中国につきましても、世界2位の経済大国へと成長しました。金融面から見ても中国はとても魅力的です。例えば今、世界的に低金利です。アメリカの国債も低い金利になっています。日本の国債などは0.0いくつです。ところが中国の債券は3%くらいで金利がまだ高いのです。ですから、日本の投資家も、中国の債券に投資しようという動きがあります。

当社は中部地区・名古屋の企業ですが、名古屋はものづくり、トヨタで有名です。トヨタは中国でも非常に業績を上げていますので、中国に対する関心を高めないといけません。中国の企業は非常に成長しています。株価的にも中国企業がアメリカで上場して、その株価も上昇しています。

これからは中国、あるいはアジアの国々に対して、日本の投資家をどう向けていくかが最大のテーマです。そこに証券会社が果たす役割は非常に大きくなると考えています。
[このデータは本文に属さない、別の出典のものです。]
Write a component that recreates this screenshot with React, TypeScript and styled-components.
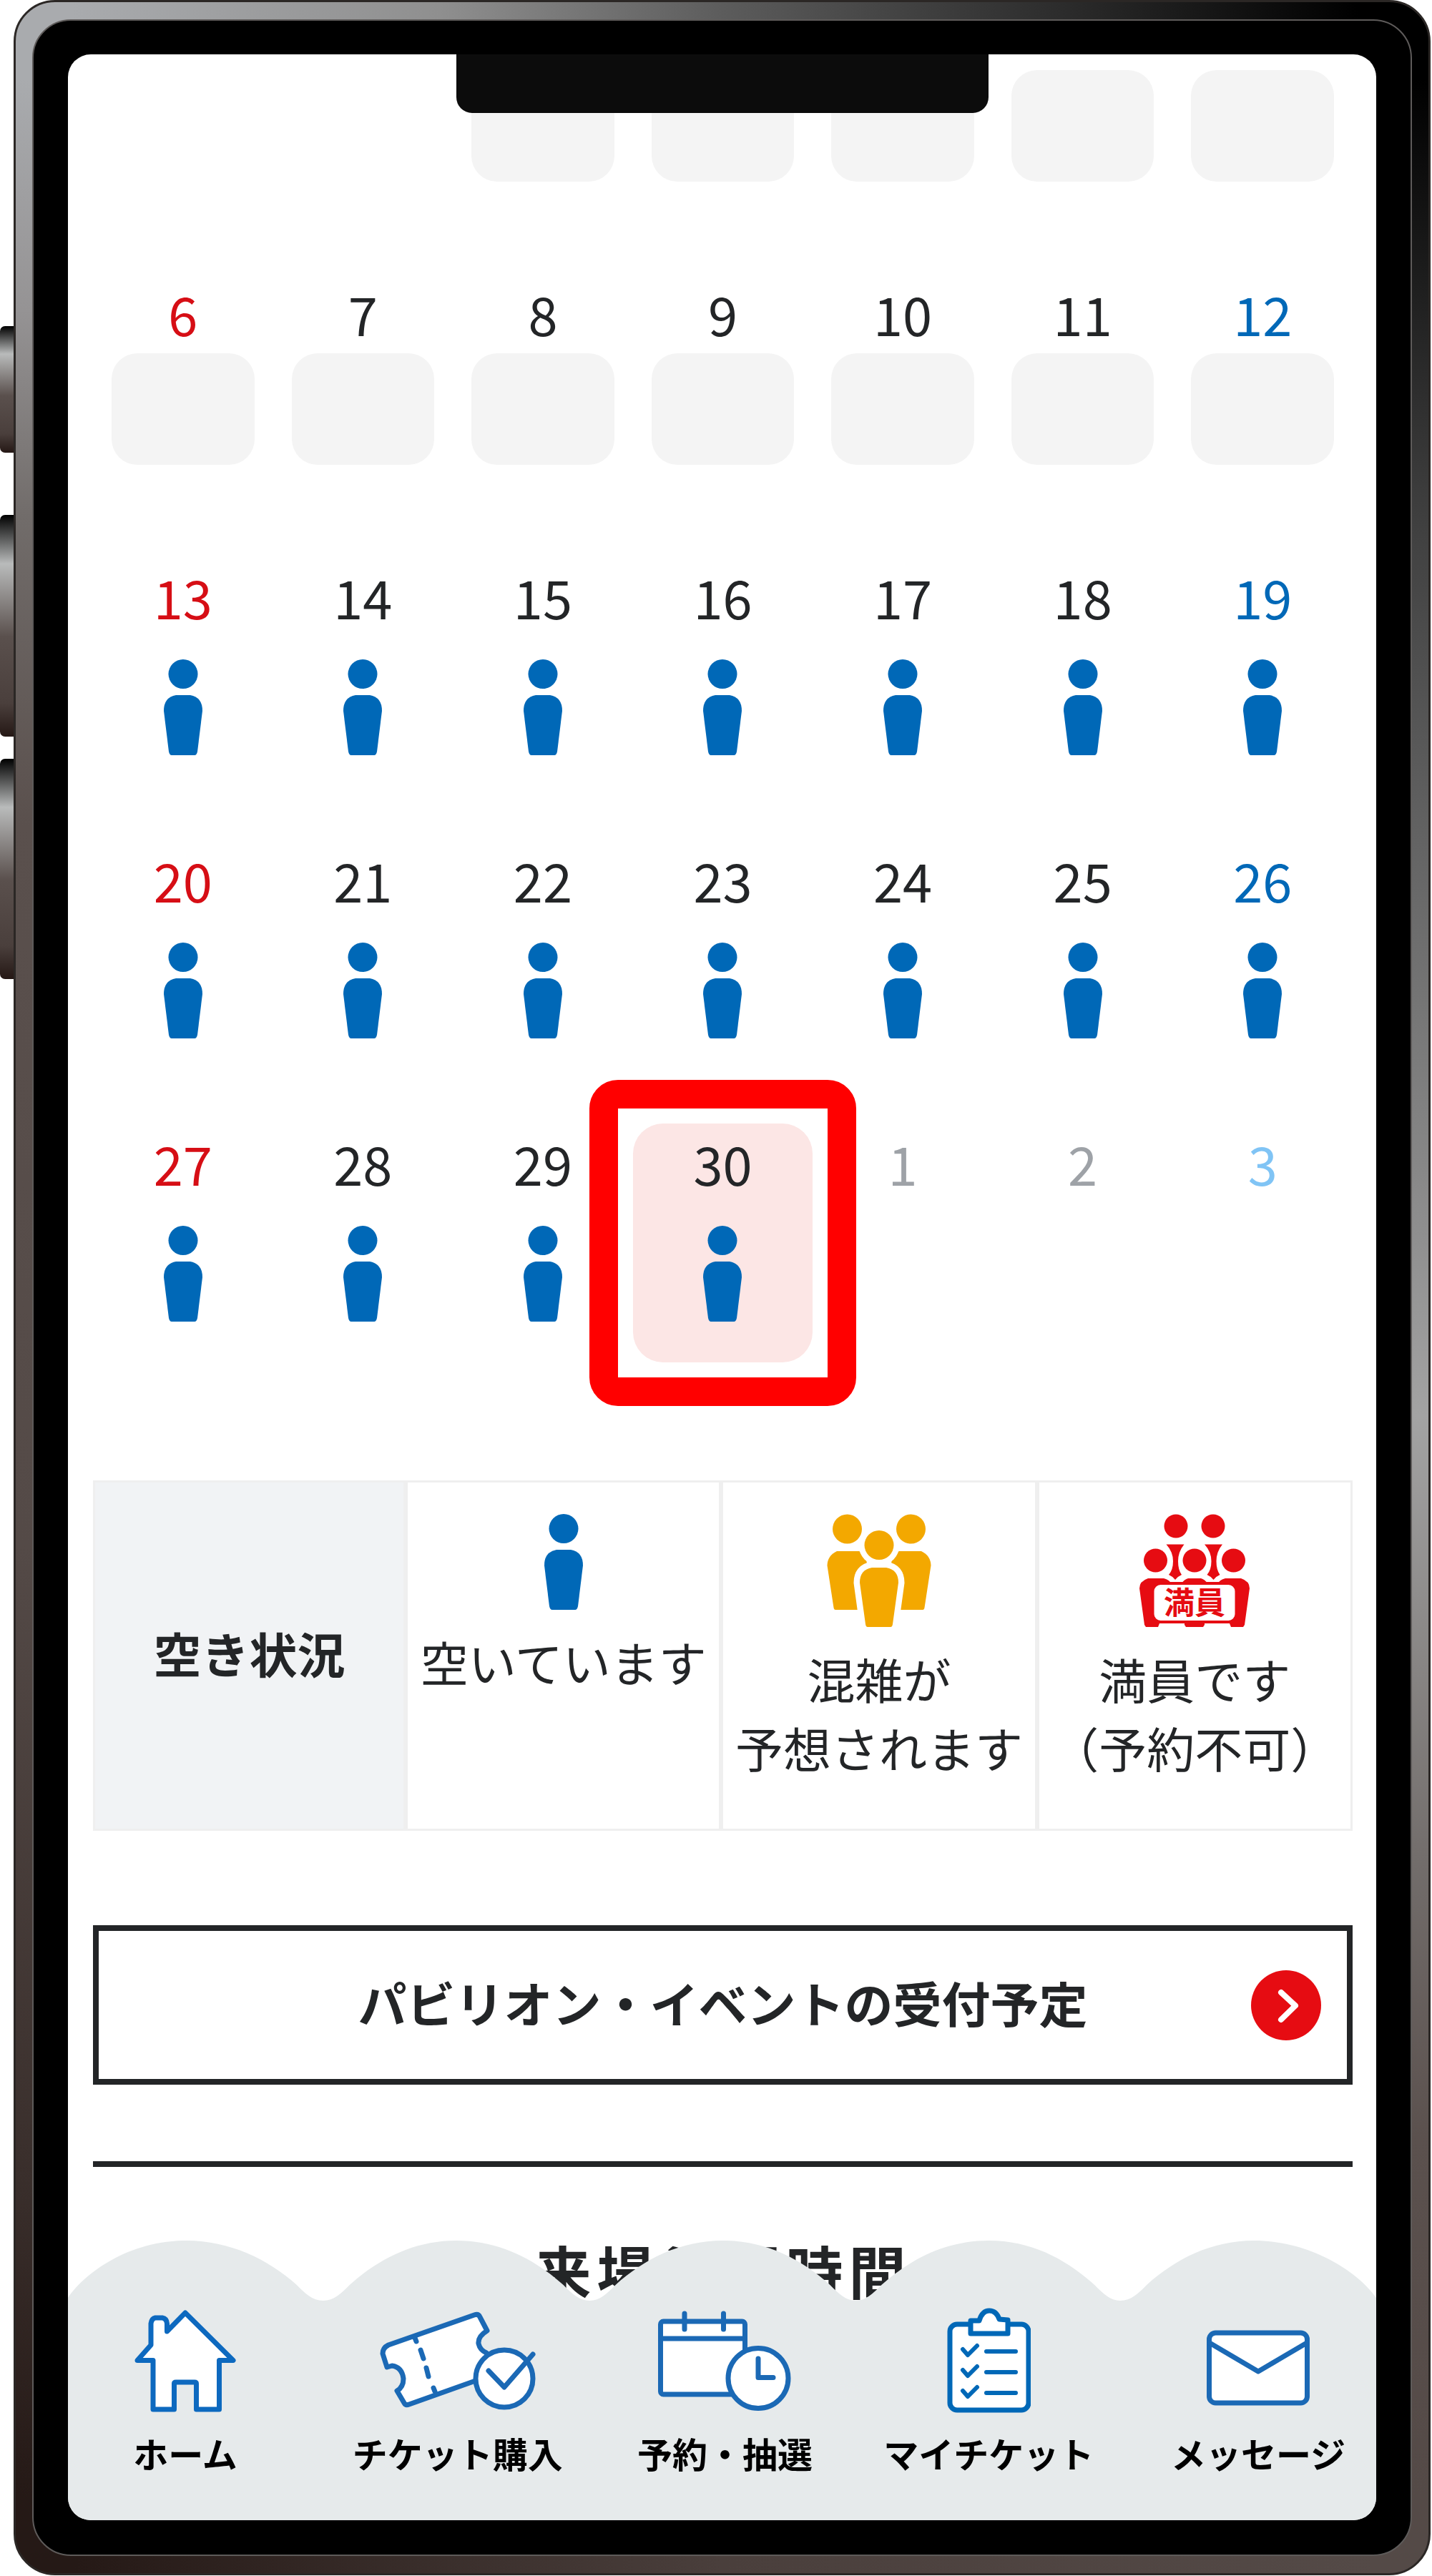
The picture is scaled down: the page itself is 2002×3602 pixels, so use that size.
import React from "react";
import styled, { createGlobalStyle } from "styled-components";

const ink = "#232527";
const blue = "#0068b7";
const lineBlue = "#1b69b5";
const red = "#e60c12";
const navGray = "#e6eaeb";

const GlobalStyle = createGlobalStyle`
  * { box-sizing: border-box; }
  body {
    margin: 0;
    background: #fff;
    color: ${ink};
    font-family: "Noto Sans CJK JP", "Noto Sans", sans-serif;
  }
  button { font: inherit; color: inherit; padding: 0; border: 0; background: none; }
`;

/* ---------- device ---------- */

const Device = styled.div`
  display: flex;
  align-items: stretch;
  padding: 0 2px 2px 0;
`;

const SideKeys = styled.div`
  flex: 0 0 19px;
  padding-top: 456px;
`;

const SideKey = styled.div<{ $length: number; $gap: number }>`
  height: ${(p) => p.$length}px;
  margin-bottom: ${(p) => p.$gap}px;
  border-radius: 7px 0 0 7px;
  background: linear-gradient(#000, #b9bbbb 22%, #5a504d 55%, #4a3f3c 85%, #251815);
`;

const Frame = styled.div`
  flex: 1;
  min-width: 0;
  padding: 24px 23px;
  border: 3px solid #2b2725;
  border-radius: 58px;
  background:
    linear-gradient(90deg, #a9abae 4%, #8f8f8f 30%, #5c5c5c 50%, #2a2a2a 75%, #000 95%) top / 100% 27px no-repeat,
    linear-gradient(90deg, #251916 4%, #4a3f3c 50%, #544a47 96%) bottom / 100% 27px no-repeat,
    linear-gradient(#a9abae 3%, #959394 12%, #716c6a 20%, #5a504d 32%, #544a47 60%, #392e2b 85%, #251916 97%) left / 50% 100% no-repeat,
    linear-gradient(#000 3%, #3c3c3c 19%, #a3a3a3 55%, #736e6c 72%, #5b514e 83%, #544a47 97%) right / 50% 100% no-repeat;
`;

const Bezel = styled.div`
  padding: 47px 48px 48px;
  border: 2px solid #5e5b5a;
  border-radius: 54px;
  background: #000;
`;

const Screen = styled.main`
  position: relative;
  overflow: hidden;
  padding: 22px 33px 291px 35px;
  border-radius: 32px;
  background: #fff;
`;

const Notch = styled.div`
  position: absolute;
  top: 0;
  left: 50%;
  width: 744px;
  height: 82px;
  margin-left: -372px;
  border-radius: 0 0 22px 22px;
  background: #0c0c0c;
`;

/* ---------- calendar ---------- */

const Week = styled.div`
  display: grid;
  grid-template-columns: repeat(7, minmax(0, 1fr));
  margin-bottom: 62px;
`;

const FirstWeek = styled(Week)`
  margin-bottom: 129px;
`;

const Slot = styled.div`
  height: 156px;
  margin: 0 26px;
`;

const ClosedSlot = styled(Slot)`
  border-radius: 36px;
  background: #f4f4f4;
`;

const tones = {
  weekday: ink,
  sunday: "#d60e15",
  saturday: blue,
  muted: "#9ea2a7",
  mutedSaturday: "#80c4f5",
};
type Tone = keyof typeof tones;

const Day = styled.button<{ $tone: Tone; $selected?: boolean }>`
  position: relative;
  display: block;
  height: 334px;
  border-radius: 42px;
  color: ${(p) => tones[p.$tone]};
  background: ${(p) => (p.$selected ? "#fce6e5" : "transparent")};
`;

const DayNumber = styled.span`
  display: block;
  height: 111px;
  font-size: 74px;
  line-height: 110px;
  text-align: center;
`;

const DaySlot = styled(Slot)`
  display: flex;
  justify-content: center;
  padding-top: 32px;
  margin-bottom: 67px;
`;

const ClosedDaySlot = styled(ClosedSlot)`
  display: block;
  margin-bottom: 67px;
`;

const Marker = styled.span`
  position: absolute;
  z-index: 1;
  inset: -61px;
  border: 40px solid #f00;
  border-radius: 40px;
`;

/* ---------- legend ---------- */

const Legend = styled.table`
  width: 100%;
  height: 490px;
  margin: 165px 0 132px;
  border: 0;
  border-spacing: 0;
  table-layout: fixed;
  font-size: 67px;
  line-height: 96px;
  text-align: center;
`;

const LegendHead = styled.th`
  width: 437px;
  padding: 0 0 8px;
  border: 3px solid #efefef;
  background: #f1f3f5;
  font-weight: 700;
`;

const LegendCell = styled.td`
  padding: 44px 0 0;
  border: 3px solid #efefef;
  vertical-align: top;
  white-space: nowrap;
  svg { display: block; margin: 0 auto 24px; }
`;

/* ---------- link button, heading ---------- */

const ScheduleButton = styled.button`
  display: grid;
  grid-template-columns: 98px 1fr 98px;
  align-items: center;
  width: 100%;
  height: 223px;
  padding: 0 36px;
  border: 8px solid ${ink};
  background: #fff;
  font-size: 68px;
  font-weight: 700;
  line-height: 96px;
`;

const ScheduleLabel = styled.span`
  grid-column: 2;
  padding-bottom: 8px;
`;

const Rule = styled.hr`
  height: 8px;
  margin: 107px 0 83px;
  border: 0;
  background: ${ink};
`;

const Heading = styled.h2`
  margin: 0;
  font-size: 80px;
  font-weight: 700;
  line-height: 120px;
  letter-spacing: 8px;
  text-align: center;
`;

/* ---------- bottom navigation ---------- */

const Nav = styled.nav`
  position: absolute;
  right: 0;
  bottom: 0;
  left: 0;
`;

const Wave = styled.svg`
  display: block;
  width: 100%;
  height: 85px;
`;

const NavItems = styled.div`
  display: grid;
  grid-template-columns: 328fr 434fr 314fr 424fr 330fr;
  padding: 8px 0 64px;
  background: ${navGray};
`;

const NavLink = styled.a`
  display: flex;
  flex-direction: column;
  align-items: center;
  gap: 24px;
  color: #000;
  font-size: 49px;
  font-weight: 700;
  line-height: 60px;
  text-decoration: none;
  white-space: nowrap;
`;

/* ---------- drawings ---------- */

const Person = () => (
  <svg width="54" height="134" viewBox="0 0 54 134" fill={blue} aria-hidden="true">
    <circle cx="27" cy="20.5" r="20.5" />
    <path d="M17 50H37Q54 53 54 72L47 129Q46 134 43 134H11Q8 134 7 129L0 72Q0 53 17 50Z" />
  </svg>
);

const Crowd = () => (
  <svg width="146" height="158" viewBox="0 0 146 158" fill="#f3a800" aria-hidden="true">
    <circle cx="28.5" cy="21" r="20.5" />
    <circle cx="117.5" cy="21" r="20.5" />
    <path d="M14 52H45Q56 56 56 72L46 134H12Q10 134 9.5 131L0.5 72Q1 58 14 52Z" />
    <path d="M132 52H101Q90 56 90 72L100 134H134Q136 134 136.5 131L145.5 72Q145 58 132 52Z" />
    <circle cx="73" cy="43.5" r="28.5" fill="#fff" />
    <path d="M63 75H83Q100 78 100 96L92 154Q91.5 158 89 158H57Q54.5 158 54 154L46 96Q46 78 63 75Z" stroke="#fff" strokeWidth="17" />
    <circle cx="73" cy="43.5" r="20.5" />
    <path d="M63 75H83Q100 78 100 96L92 154Q91.5 158 89 158H57Q54.5 158 54 154L46 96Q46 78 63 75Z" />
  </svg>
);

const neck = "M37.5 42.5H62.5Q54 53 54 66Q54 78 59 85Q54 87 50 92Q46 87 41 85Q47 78 47 66Q47 53 37.5 42.5Z";

const FullHouse = () => (
  <svg width="154" height="158" viewBox="0 0 154 158" fill={red} aria-hidden="true">
    <circle cx="51" cy="17" r="16.5" />
    <circle cx="103" cy="17" r="16.5" />
    <path d={neck} />
    <path d={neck} transform="translate(53.5 0)" />
    <circle cx="22.5" cy="65" r="16.5" />
    <circle cx="77" cy="65" r="16.5" />
    <circle cx="131.5" cy="65" r="16.5" />
    <path d="M12 90H34Q42 92 45 98V153H28L26 158H9L7 155L0 104Q0 94 12 90Z" />
    <path d="M142 90H120Q112 92 109 98V153H126L128 158H145L147 155L154 104Q154 94 142 90Z" />
    <path d="M68 90H86Q91 91 96 98H58Q63 91 68 90ZM63 150H91V155L89 158H65L63 155Z" />
    <rect x="18.5" y="97" width="117" height="54" rx="11" fill="#fff" stroke={red} strokeWidth="4" />
    <text x="77" y="140" fontSize="43" fontWeight="700" textAnchor="middle">満員</text>
  </svg>
);

const Chevron = () => (
  <svg width="98" height="98" viewBox="0 0 98 98" aria-hidden="true">
    <circle cx="49" cy="49" r="49" fill={red} />
    <path d="M42 31L62 49.5L42 69" fill="none" stroke="#fff" strokeWidth="8" strokeLinecap="round" strokeLinejoin="round" />
  </svg>
);

const LineIcon = styled.svg.attrs({ height: 150, "aria-hidden": true })`
  display: block;
  fill: #fff;
  stroke: ${lineBlue};
  stroke-width: 7px;
  stroke-linecap: round;
  stroke-linejoin: round;
`;

const HomeIcon = () => (
  <LineIcon width={142} viewBox="0 0 142 150">
    <path stroke="#0d69bf" d="M71 8L138 74.5H118.5V143H86.5V107Q86.5 105 84 105H58Q55.5 105 55.5 107V143H26V74.5H4L23 53V23Q24 16 29 15H39Q45 16 45.5 23V34Z" />
  </LineIcon>
);

const TicketIcon = () => (
  <LineIcon width={220} viewBox="0 0 220 150">
    <path d="M13 53L133 11Q139 9 141 14L151 33Q138 41 139 51Q141 60 150 64L160 94L42 136Q37 138 35 134L25 117Q34 112 34 100Q32 84 18 82L11 84L5 65Q5 57 13 53Z" />
    <path d="M50 43L52 48M58 60L62 72M66 85L69 97M76 113L78 118" />
    <circle cx="175" cy="100" r="40" />
    <path d="M153 89L175 112L215 66" fill="none" />
  </LineIcon>
);

const CalendarIcon = () => (
  <LineIcon width={188} viewBox="0 0 188 150">
    <rect x="4.5" y="20" width="118" height="102" rx="4" />
    <path d="M4.5 44H122M38 9V31M92.5 9V31" />
    <circle cx="141" cy="99.5" r="42" />
    <path d="M141 72V98.5H162" fill="none" />
  </LineIcon>
);

const ClipboardIcon = () => (
  <LineIcon width={118} viewBox="0 0 118 150">
    <g stroke={blue}>
      <rect x="5" y="24" width="110" height="120" rx="10" />
      <path d="M34 37V19H46Q50 5 60 5Q70 5 74 17L86 18V37Z" />
      {[0, 29, 58].map((dy) => (
        <path key={dy} fill="none" strokeWidth="6" d={`M23 ${59 + dy}L30 ${67 + dy}L43 ${54 + dy}M56 ${62 + dy}H97`} />
      ))}
    </g>
  </LineIcon>
);

const MailIcon = () => (
  <LineIcon width={148} viewBox="0 0 148 150">
    <rect x="5.5" y="36" width="137" height="98" rx="9" />
    <path d="M6 50L74 90L142 50" fill="none" />
  </LineIcon>
);

/* ---------- data ---------- */

const toneOf = (column: number): Tone =>
  column === 0 ? "sunday" : column === 6 ? "saturday" : "weekday";

const openWeeks = [
  [13, 14, 15, 16, 17, 18, 19],
  [20, 21, 22, 23, 24, 25, 26],
];

const navigation = [
  { label: "ホーム", Icon: HomeIcon },
  { label: "チケット購入", Icon: TicketIcon },
  { label: "予約・抽選", Icon: CalendarIcon },
  { label: "マイチケット", Icon: ClipboardIcon },
  { label: "メッセージ", Icon: MailIcon },
];

const OpenDay = ({ day, tone, selected }: { day: number; tone: Tone; selected?: boolean }) => (
  <Day type="button" $tone={tone} $selected={selected}>
    <DayNumber>{day}</DayNumber>
    <DaySlot as="span"><Person /></DaySlot>
    {selected && <Marker />}
  </Day>
);

export default function App() {
  return (
    <>
      <GlobalStyle />
      <Device>
        <SideKeys>
          <SideKey $length={177} $gap={87} />
          <SideKey $length={310} $gap={31} />
          <SideKey $length={308} $gap={0} />
        </SideKeys>
        <Frame>
          <Bezel>
            <Screen>
              <FirstWeek>
                <Slot />
                <Slot />
                {[1, 2, 3, 4, 5].map((d) => <ClosedSlot key={d} />)}
              </FirstWeek>
              <Week>
                {[6, 7, 8, 9, 10, 11, 12].map((day, i) => (
                  <Day key={day} type="button" $tone={toneOf(i)}>
                    <DayNumber>{day}</DayNumber>
                    <ClosedDaySlot as="span" />
                  </Day>
                ))}
              </Week>
              {openWeeks.map((week) => (
                <Week key={week[0]}>
                  {week.map((day, i) => <OpenDay key={day} day={day} tone={toneOf(i)} />)}
                </Week>
              ))}
              <Week>
                {[27, 28, 29, 30].map((day, i) => (
                  <OpenDay key={day} day={day} tone={toneOf(i)} selected={day === 30} />
                ))}
                {[1, 2, 3].map((day) => (
                  <Day key={day} type="button" $tone={day === 3 ? "mutedSaturday" : "muted"}>
                    <DayNumber>{day}</DayNumber>
                    <DaySlot as="span" />
                  </Day>
                ))}
              </Week>

              <Legend>
                <tbody>
                  <tr>
                    <LegendHead scope="row">空き状況</LegendHead>
                    <LegendCell><Person />空いています</LegendCell>
                    <LegendCell><Crowd />混雑が<br />予想されます</LegendCell>
                    <LegendCell><FullHouse />満員です<br />（予約不可）</LegendCell>
                  </tr>
                </tbody>
              </Legend>

              <ScheduleButton type="button">
                <ScheduleLabel>パビリオン・イベントの受付予定</ScheduleLabel>
                <Chevron />
              </ScheduleButton>

              <Rule />
              <Heading>来場希望時間</Heading>

              <Nav>
                <Wave viewBox="0 0 1830 85" preserveAspectRatio="none" fill={navGray} aria-hidden="true">
                  <path d="M0 85V80C20 50 80 0 166 0C226 0 280 26 320 62C332 74 342 84 357 84C372 84 382 74 394 62C434 26 484 0 543 0C603 0 653 26 693 62C705 74 715 84 730 84C744 84 754 74 766 62C806 26 856 0 916 0C976 0 1026 26 1066 62C1078 74 1088 84 1102 84C1116 84 1126 74 1138 62C1178 26 1228 0 1288 0C1348 0 1396 26 1436 62C1448 74 1458 84 1472 84C1487 84 1497 74 1509 62C1549 26 1599 0 1659 0C1745 0 1810 50 1830 80V85Z" />
                </Wave>
                <NavItems>
                  {navigation.map(({ label, Icon }) => (
                    <NavLink key={label} href="#">
                      <Icon />
                      {label}
                    </NavLink>
                  ))}
                </NavItems>
              </Nav>
              <Notch />
            </Screen>
          </Bezel>
        </Frame>
      </Device>
    </>
  );
}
これからどんどん情報を集めて、日本の投資家に中国をはじめとしたアジアマーケットの魅力を、アジアの企業の魅力を伝えていく必要を強く感じています。

 

―― 今年は東京でのオリンピックを大成功で終えました。来年2月にはいよいよ北京冬季オリンピックが開幕します。どのように期待されていますか。

石田 オリンピックは残念ながら海外からのお客様が来場できませんでした。世界はやはり、オリンピックを平和の祭典として、人類が統合するシンボルとして、みんなが期待し、盛大に開催されることを心待ちにしていました。

そういう意味では、北京冬季オリンピックも平和の祭典でありますし、世界が力を合わせ成長していく繁栄の祭典でもあります。このことをしっかり意識して、北京冬季オリンピックを成功させてほしいと願っています。